Return the count of lines that mention "styles", with no other words.

[Material for this task]
------------------------------------------------------------

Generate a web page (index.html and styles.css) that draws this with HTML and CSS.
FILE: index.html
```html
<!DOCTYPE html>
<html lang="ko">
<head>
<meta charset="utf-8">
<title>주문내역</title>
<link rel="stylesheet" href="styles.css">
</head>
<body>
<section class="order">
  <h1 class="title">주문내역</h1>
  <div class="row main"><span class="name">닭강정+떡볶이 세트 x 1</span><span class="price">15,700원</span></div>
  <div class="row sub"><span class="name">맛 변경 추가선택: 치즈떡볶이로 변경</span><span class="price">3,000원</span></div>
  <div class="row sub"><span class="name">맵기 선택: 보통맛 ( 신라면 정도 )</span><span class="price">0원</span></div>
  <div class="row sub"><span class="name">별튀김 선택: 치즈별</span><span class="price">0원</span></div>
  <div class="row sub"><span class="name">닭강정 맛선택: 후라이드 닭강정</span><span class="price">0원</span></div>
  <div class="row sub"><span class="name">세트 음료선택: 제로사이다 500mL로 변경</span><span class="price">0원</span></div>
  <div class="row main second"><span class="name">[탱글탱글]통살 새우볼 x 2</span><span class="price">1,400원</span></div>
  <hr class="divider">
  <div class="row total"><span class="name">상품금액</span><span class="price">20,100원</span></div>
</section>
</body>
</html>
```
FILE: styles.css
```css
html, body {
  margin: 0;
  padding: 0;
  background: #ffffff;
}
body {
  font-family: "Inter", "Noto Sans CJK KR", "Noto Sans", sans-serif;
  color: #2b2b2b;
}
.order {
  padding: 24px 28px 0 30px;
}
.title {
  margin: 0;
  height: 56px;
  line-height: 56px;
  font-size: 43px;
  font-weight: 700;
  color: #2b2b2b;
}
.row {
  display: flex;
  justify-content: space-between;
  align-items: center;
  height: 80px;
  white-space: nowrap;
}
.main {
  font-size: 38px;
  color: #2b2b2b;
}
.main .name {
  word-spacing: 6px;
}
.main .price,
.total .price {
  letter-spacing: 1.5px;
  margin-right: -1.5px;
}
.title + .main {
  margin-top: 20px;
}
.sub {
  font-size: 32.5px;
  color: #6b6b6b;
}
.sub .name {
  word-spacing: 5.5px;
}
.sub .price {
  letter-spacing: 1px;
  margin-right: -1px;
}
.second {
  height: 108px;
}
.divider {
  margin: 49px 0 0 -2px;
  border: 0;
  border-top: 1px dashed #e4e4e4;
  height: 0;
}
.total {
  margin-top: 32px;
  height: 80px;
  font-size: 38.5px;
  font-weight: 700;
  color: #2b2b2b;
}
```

------------------------------------------------------------

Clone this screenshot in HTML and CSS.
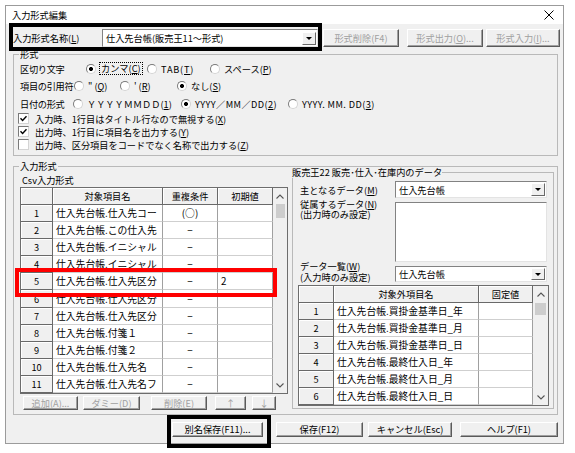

------------------------------------------------------------

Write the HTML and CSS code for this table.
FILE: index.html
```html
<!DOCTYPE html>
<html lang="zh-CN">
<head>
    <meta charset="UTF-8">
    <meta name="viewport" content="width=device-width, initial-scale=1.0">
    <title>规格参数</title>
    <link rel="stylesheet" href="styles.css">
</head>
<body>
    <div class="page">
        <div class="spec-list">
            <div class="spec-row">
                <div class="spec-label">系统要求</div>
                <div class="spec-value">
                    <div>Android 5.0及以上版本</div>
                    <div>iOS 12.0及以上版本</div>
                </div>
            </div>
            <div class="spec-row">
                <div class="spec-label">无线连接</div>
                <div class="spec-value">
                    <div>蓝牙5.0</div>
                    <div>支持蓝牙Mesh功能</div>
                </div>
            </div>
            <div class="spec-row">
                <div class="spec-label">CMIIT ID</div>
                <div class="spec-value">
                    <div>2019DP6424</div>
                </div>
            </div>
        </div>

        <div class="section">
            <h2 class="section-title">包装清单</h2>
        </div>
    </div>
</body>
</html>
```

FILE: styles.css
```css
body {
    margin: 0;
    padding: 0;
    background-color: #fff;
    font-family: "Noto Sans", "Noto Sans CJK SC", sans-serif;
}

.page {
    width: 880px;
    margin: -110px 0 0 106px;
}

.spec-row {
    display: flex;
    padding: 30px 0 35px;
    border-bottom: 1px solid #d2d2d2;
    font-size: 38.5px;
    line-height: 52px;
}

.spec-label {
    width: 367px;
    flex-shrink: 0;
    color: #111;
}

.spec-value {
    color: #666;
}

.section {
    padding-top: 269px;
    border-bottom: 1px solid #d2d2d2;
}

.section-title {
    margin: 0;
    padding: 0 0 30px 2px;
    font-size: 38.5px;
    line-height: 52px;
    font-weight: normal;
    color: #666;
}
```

------------------------------------------------------------

[Solution] 5